Wave propagation in three-dimensional fractional viscoelastic infinite solid body

Abstract

In order to analyze the wave propagation in three-dimensional isotropic and viscoelastic body, the Cauchy initial value problem on unbounded domain is considered for the wave equation written as a system of fractional partial differential equations consisting of equation of motion of three-dimensional solid body, equation of strain, as well as of the constitutive equation, obtained by generalizing the classical Hooke’s law of three-dimensional isotropic and elastic body by replacing Lamé coefficients with the relaxation moduli to account for different memory kernels corresponding to the propagation of compressive and shear waves. By the use of the method of integral transforms, namely Laplace and Fourier transforms, the displacement field, as a solution of the Cauchy initial value problem, is expressed through Green’s functions corresponding to both compressive and shear wave propagation.
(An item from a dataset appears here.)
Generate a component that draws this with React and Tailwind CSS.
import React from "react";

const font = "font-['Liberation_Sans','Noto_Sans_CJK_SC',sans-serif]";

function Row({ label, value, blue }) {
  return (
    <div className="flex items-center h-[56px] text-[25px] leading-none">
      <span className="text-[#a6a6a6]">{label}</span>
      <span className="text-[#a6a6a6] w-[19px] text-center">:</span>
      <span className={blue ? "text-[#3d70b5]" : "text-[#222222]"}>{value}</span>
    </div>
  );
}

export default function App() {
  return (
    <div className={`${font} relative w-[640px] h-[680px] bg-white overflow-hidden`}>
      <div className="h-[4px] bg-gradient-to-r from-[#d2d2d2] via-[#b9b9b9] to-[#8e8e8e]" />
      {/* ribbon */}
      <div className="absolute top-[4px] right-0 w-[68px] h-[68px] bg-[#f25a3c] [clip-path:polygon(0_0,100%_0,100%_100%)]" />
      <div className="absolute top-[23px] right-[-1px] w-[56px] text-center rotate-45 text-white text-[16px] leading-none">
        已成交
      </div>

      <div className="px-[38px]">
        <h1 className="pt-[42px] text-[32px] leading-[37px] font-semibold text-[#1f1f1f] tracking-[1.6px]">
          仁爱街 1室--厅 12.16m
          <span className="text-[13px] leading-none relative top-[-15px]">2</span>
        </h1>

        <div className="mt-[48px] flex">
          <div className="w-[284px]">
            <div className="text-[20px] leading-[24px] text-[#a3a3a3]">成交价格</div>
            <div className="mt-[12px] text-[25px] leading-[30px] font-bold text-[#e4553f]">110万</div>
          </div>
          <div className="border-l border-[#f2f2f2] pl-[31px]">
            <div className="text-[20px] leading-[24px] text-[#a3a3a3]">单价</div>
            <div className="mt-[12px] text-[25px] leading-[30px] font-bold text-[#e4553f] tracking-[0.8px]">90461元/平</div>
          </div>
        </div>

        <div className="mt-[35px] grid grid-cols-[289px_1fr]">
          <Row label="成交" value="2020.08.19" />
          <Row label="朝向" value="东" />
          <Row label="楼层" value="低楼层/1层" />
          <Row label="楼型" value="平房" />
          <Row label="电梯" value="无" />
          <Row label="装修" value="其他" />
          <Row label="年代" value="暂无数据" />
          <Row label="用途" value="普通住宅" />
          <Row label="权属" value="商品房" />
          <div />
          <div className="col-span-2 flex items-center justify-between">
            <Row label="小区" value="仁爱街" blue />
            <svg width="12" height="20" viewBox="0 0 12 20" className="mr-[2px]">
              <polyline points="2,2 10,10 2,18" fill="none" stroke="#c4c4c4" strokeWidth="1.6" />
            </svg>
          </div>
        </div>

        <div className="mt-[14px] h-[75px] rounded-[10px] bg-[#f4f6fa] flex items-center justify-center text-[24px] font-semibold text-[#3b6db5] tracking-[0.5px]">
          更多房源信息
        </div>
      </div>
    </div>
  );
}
Two approaches are adopted in solving the Cauchy problem: in the first one the displacement field is expressed through the scalar and vector fields, obtained as solutions of wave equations which are consequences of decoupling the wave equation for displacement field, while in the second approach the displacement field is obtained by the action of the resolvent tensor on the initial conditions. Fractional anti-Zener and Zener model I+ID.ID, as well as fractional Burgers model VII, as representatives of models yielding infinite and finite wave propagation speed, are used in numerical calculations and graphical representations of Green’s functions and its short and large time asymptotic behavior.